- DATASET
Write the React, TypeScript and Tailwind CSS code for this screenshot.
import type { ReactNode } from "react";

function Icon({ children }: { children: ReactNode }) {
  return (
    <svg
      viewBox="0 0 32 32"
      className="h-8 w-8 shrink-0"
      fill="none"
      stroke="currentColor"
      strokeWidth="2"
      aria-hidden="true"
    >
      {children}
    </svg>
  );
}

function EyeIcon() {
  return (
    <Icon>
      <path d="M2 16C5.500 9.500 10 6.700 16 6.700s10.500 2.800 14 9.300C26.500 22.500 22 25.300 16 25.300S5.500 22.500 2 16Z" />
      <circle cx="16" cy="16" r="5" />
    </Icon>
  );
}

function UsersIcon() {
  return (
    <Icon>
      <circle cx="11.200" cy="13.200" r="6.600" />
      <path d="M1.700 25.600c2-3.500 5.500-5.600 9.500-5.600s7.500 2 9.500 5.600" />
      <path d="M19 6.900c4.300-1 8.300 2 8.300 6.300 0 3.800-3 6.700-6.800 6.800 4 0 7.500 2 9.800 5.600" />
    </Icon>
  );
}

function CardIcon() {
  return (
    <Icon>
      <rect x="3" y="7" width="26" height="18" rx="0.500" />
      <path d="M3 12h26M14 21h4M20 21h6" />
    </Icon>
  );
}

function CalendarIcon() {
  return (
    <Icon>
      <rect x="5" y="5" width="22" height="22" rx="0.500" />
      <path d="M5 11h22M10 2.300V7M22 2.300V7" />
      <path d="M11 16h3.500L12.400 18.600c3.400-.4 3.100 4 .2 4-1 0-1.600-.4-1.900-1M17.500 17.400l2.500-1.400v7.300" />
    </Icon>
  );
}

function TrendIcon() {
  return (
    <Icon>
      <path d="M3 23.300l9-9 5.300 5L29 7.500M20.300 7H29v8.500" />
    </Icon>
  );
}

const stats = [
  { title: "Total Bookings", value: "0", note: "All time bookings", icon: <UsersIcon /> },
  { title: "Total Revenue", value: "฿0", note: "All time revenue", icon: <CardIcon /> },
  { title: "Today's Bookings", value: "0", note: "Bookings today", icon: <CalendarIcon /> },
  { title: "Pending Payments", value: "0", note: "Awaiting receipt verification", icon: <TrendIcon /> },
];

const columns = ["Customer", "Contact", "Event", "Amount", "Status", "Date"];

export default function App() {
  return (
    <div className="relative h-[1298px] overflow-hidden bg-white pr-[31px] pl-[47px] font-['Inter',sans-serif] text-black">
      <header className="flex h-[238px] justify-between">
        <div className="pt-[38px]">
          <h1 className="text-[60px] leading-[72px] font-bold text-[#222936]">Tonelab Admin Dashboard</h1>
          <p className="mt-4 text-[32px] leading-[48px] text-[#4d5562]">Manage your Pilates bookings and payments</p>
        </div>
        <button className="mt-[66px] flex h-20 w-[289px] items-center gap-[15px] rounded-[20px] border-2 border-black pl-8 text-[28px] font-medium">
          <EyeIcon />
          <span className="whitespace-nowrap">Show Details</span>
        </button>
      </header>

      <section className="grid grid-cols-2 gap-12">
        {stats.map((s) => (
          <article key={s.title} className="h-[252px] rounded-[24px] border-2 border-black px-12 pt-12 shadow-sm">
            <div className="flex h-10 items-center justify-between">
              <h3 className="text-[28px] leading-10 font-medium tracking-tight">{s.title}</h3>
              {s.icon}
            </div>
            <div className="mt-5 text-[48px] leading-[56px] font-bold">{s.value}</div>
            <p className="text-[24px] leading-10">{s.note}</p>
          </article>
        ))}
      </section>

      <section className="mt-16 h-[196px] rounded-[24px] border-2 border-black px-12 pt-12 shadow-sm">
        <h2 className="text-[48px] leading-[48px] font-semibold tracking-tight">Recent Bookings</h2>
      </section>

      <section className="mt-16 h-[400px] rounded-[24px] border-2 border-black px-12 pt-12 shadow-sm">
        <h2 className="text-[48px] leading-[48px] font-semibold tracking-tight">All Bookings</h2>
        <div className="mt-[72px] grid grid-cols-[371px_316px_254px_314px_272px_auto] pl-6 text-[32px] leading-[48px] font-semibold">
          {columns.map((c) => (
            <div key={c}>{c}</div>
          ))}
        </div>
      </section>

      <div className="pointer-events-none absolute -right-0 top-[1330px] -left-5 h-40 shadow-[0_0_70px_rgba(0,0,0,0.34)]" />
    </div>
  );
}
==
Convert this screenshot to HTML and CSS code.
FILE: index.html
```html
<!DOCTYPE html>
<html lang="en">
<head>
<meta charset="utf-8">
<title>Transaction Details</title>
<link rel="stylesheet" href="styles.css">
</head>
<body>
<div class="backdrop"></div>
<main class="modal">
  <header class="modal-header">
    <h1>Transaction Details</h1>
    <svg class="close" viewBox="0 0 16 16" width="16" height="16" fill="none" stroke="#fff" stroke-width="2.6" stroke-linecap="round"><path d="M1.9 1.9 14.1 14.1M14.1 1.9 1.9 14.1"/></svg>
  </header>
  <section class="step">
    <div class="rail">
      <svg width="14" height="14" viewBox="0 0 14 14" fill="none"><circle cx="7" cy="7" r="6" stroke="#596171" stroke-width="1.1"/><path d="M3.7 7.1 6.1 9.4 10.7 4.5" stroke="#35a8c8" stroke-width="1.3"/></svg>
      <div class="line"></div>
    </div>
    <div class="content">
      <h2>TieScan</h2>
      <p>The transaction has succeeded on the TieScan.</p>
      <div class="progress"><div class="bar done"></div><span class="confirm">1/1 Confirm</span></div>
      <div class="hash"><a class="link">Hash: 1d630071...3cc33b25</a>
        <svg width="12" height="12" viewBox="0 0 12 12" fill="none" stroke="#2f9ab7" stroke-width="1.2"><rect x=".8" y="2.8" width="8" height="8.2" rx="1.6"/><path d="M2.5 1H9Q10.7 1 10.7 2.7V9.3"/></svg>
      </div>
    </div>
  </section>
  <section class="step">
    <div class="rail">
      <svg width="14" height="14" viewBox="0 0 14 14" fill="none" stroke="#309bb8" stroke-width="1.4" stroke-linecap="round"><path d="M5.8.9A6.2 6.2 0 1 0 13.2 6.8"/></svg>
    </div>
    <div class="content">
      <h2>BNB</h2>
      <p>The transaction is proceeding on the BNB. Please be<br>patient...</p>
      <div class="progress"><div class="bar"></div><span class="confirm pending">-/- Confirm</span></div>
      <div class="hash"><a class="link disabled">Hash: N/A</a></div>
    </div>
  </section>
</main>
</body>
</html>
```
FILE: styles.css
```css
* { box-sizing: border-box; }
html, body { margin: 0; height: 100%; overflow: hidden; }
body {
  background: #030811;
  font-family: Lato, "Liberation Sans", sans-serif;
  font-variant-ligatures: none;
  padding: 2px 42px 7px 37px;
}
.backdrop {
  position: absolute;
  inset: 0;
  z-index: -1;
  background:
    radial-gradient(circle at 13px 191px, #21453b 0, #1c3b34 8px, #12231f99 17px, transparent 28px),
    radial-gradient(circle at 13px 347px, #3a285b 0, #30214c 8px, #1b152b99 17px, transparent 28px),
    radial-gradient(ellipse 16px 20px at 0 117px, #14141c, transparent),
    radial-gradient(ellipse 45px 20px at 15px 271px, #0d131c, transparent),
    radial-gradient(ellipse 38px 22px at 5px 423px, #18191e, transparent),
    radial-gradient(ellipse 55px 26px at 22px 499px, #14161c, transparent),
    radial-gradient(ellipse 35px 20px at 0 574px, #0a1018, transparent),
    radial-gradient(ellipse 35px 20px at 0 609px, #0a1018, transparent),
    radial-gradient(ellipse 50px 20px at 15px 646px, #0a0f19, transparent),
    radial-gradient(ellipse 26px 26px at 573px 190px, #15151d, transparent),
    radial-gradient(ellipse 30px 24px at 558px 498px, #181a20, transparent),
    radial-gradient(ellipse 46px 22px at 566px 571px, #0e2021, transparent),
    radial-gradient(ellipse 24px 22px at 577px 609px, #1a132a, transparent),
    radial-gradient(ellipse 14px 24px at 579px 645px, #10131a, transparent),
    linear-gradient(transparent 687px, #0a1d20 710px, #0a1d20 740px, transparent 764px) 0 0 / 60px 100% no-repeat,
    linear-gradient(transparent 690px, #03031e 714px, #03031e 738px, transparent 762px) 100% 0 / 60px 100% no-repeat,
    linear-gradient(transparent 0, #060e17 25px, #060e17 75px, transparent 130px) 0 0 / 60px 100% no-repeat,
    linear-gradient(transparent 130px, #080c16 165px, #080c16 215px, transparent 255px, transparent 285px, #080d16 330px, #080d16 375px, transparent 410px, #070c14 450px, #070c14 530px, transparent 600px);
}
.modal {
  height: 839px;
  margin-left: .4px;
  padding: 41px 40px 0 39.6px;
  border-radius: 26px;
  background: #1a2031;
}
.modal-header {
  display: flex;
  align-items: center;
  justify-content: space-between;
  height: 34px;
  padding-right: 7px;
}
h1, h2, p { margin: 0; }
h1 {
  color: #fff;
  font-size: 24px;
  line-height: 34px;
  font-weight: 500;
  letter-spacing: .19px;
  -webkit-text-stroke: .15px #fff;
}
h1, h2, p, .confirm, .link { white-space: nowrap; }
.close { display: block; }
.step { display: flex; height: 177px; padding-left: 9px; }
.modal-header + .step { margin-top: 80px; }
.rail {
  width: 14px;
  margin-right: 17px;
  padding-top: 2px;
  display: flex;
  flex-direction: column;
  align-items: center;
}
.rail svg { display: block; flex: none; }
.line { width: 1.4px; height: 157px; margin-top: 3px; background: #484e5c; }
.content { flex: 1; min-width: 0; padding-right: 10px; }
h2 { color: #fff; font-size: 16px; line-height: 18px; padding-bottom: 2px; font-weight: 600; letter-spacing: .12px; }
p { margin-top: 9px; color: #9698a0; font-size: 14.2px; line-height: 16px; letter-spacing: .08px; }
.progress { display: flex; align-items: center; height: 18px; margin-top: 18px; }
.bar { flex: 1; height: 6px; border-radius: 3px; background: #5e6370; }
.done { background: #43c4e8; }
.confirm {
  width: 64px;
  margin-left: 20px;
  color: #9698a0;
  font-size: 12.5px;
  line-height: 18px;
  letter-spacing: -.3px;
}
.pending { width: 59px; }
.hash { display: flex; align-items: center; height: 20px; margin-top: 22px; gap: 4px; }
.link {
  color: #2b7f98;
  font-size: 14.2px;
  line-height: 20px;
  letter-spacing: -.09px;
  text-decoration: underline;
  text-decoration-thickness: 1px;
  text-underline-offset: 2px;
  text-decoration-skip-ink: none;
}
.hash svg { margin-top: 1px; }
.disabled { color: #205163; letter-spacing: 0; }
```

- PROBLEM DETAILS
From the entries above, collect every line with the string "this" in it.

- RESULT
Write the React, TypeScript and Tailwind CSS code for this screenshot.
Convert this screenshot to HTML and CSS code.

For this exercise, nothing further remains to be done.